Viaje al Meaques
Contra la apariencia agreste, la Casa de Campo, el mayor parque urbano del mundo, es un jardín meticulosamente cultivado
Si los parques madrileños fuesen un templo, Luciano Labajos oficiaría de sumo sacerdote. No existe nadie mejor preparado que este maestro jardinero con 30 años de experiencia en el Ayuntamiento para responder a la más compleja de las preguntas: ¿por dónde empezar? Tras una breve pausa, apunta al suroeste: “Nos vemos a las 9:00 en la boca de metro de Casa de Campo”.
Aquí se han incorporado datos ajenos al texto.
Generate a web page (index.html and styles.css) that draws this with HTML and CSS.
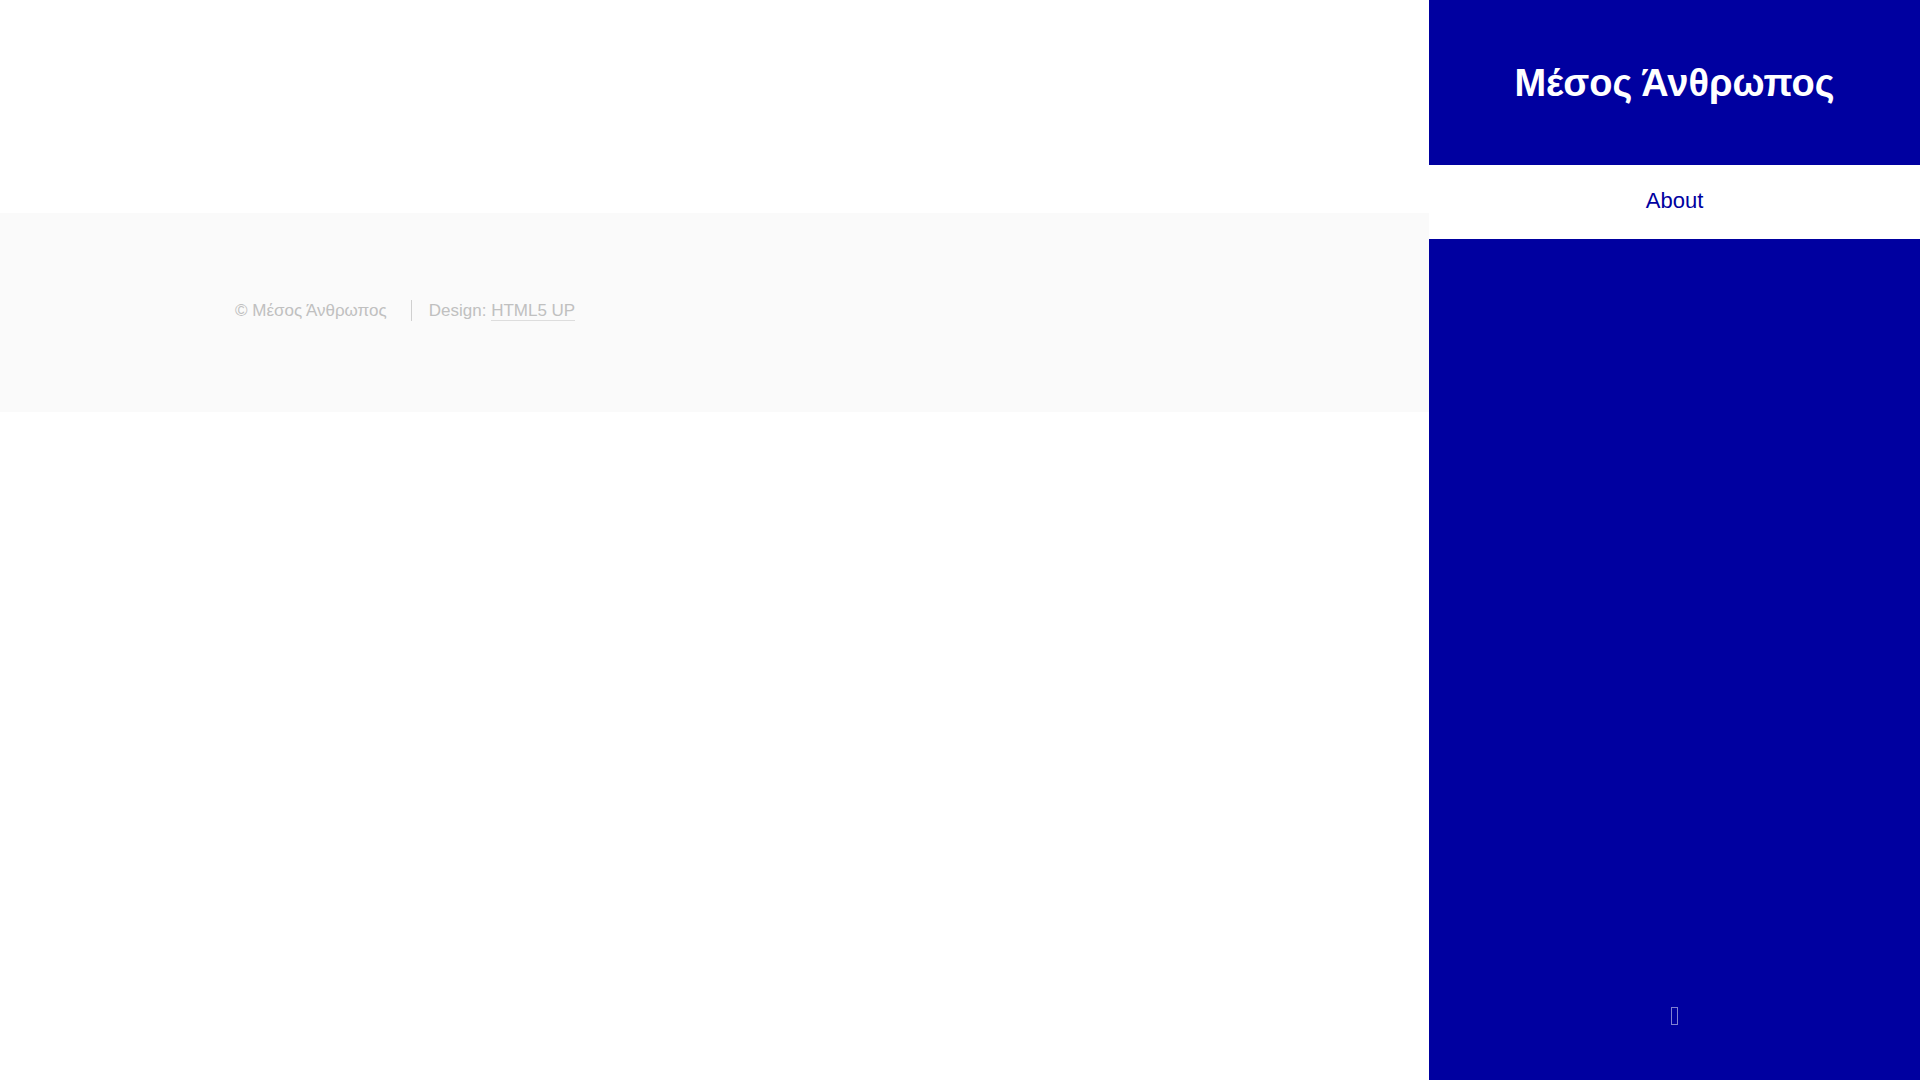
FILE: index.html
```
<!DOCTYPE html>
<html lang="el">
<head>
    <meta charset="UTF-8">
    <meta name="viewport" content="width=device-width, initial-scale=1.0">
    <title>Μέσος Άνθρωπος</title>
    <link rel="stylesheet" href="styles.css">
</head>
<body>
<div class="wrapper">
    <main class="main"></main>

    <footer class="footer">
        <ul class="copyright">
            <li>© Μέσος Άνθρωπος</li>
            <li>Design: <a href="#">HTML5 UP</a></li>
        </ul>
    </footer>
</div>

<aside class="sidebar">
    <header class="sidebar-header">
        <h1>Μέσος Άνθρωπος</h1>
    </header>

    <nav class="nav">
        <a href="#" class="active">About</a>
    </nav>

    <div class="social">
        <a href="#" aria-label="Profile">
            <svg width="7" height="18" viewBox="0 0 7 18">
                <rect x="0.5" y="0.5" width="6" height="17" fill="none" stroke="currentColor"/>
            </svg>
        </a>
    </div>
</aside>
</body>
</html>
```
FILE: styles.css
```
* {
    margin: 0;
    padding: 0;
    box-sizing: border-box;
}

body {
    display: flex;
    min-height: 100vh;
    background-color: #ffffff;
    font-family: 'Liberation Sans', Arial, sans-serif;
    font-size: 22px;
}

.wrapper {
    flex: 1;
}

.main {
    padding-top: 213px;
}

.footer {
    padding: 87px 235px 91px;
    background-color: #fafafa;
    color: #c0c0c0;
}

.copyright {
    display: flex;
    list-style: none;
    font-size: 17px;
    line-height: 21px;
}

.copyright li + li {
    margin-left: 24px;
    padding-left: 17px;
    border-left: 1px solid #d0d0d0;
}

.copyright a {
    color: inherit;
    text-decoration: none;
    border-bottom: 1px solid #dddddd;
}

.sidebar {
    display: flex;
    flex-direction: column;
    width: 491px;
    min-height: 100vh;
    background-color: #0000a0;
    color: #ffffff;
    text-align: center;
}

.sidebar-header {
    padding: 55px 32px 54px;
}

h1 {
    font-size: 38px;
    line-height: 56px;
}

.nav a {
    display: block;
    padding: 18px 0 20px;
    color: #ffffff;
    line-height: 36px;
    text-decoration: none;
}

.nav a.active {
    background-color: #ffffff;
    color: #0000a0;
}

.social {
    display: flex;
    justify-content: center;
    margin-top: auto;
    padding-bottom: 55px;
}

.social a {
    color: #8080d0;
}

.social svg {
    display: block;
}
```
Bajando desde la estación hacia la ribera del arroyo Meaques, donde dicen que permanece enterrada la mítica Miaccum de la crónica romana, la primera revelación es la más grande. Contra la apariencia agreste, la Casa de Campo, el mayor parque urbano del mundo, no es un resabio del gran bosque mediterráneo del que informó Estrabón, sino un jardín meticulosamente cultivado desde el día en que Felipe II se asomó al Alcázar y decidió que en el páramo yermo que se extendía más allá de la finca de los Vargas había que plantar árboles.
En las antípodas del racionalismo formalista de Versalles, el gran parque madrileño disimula la mano del hombre.
Después de mil años de guerra ininterrumpida, Castilla era un país desolado. “Todo esto era un secarral”, dice Labajos, señalando las fresnedas, los pinares y los chaparros. “En el siglo XVI se hizo una gran actuación paisajística que reconstruyó la biodiversidad. Unos árboles se plantaron y otros se regeneraron. Porque esto tenía vocación de monte”.
En las antípodas del racionalismo formalista de Versalles, el gran parque madrileño disimula la mano del hombre. Más que un jardín creado, la Casa de Campo fue un jardín estimulado. Precursor del jardín inglés dos siglos antes de que Alexander Pope exhortara a cumplir con el precepto: “El buen jardinero debe tratar a la Diosa [Naturaleza] como una modesta mujer hermosa / ni vestida con excesiva elegancia ni completamente desnuda”.
“Mira una hembra de picapinos”, señala Labajos, que va catalogando especies mientras camina por el sendero que bordea el arroyo. Una esparraguera, un saúco, un endrino, un álamo negro, un brote de lirios, una urraca acosando a un gazapo, una colonia de ánades reales bañándose, un trozo de hormigón que fue un búnker durante la Guerra Civil, cuando el vaso del Meaques, que ahora está cubierto de zarzas, era la retorcida línea del frente.
El búnker guarda la boca del Puente de la Culebra, reliquia barroca del que hasta hace más de un siglo fue parque privado. Como dijo Azaña en 1920: “Los lugares amenos de estos vallecitos carpetanos son del rey”.
Ahora que el rey ha cedido terreno vale la pena disfrutarlos.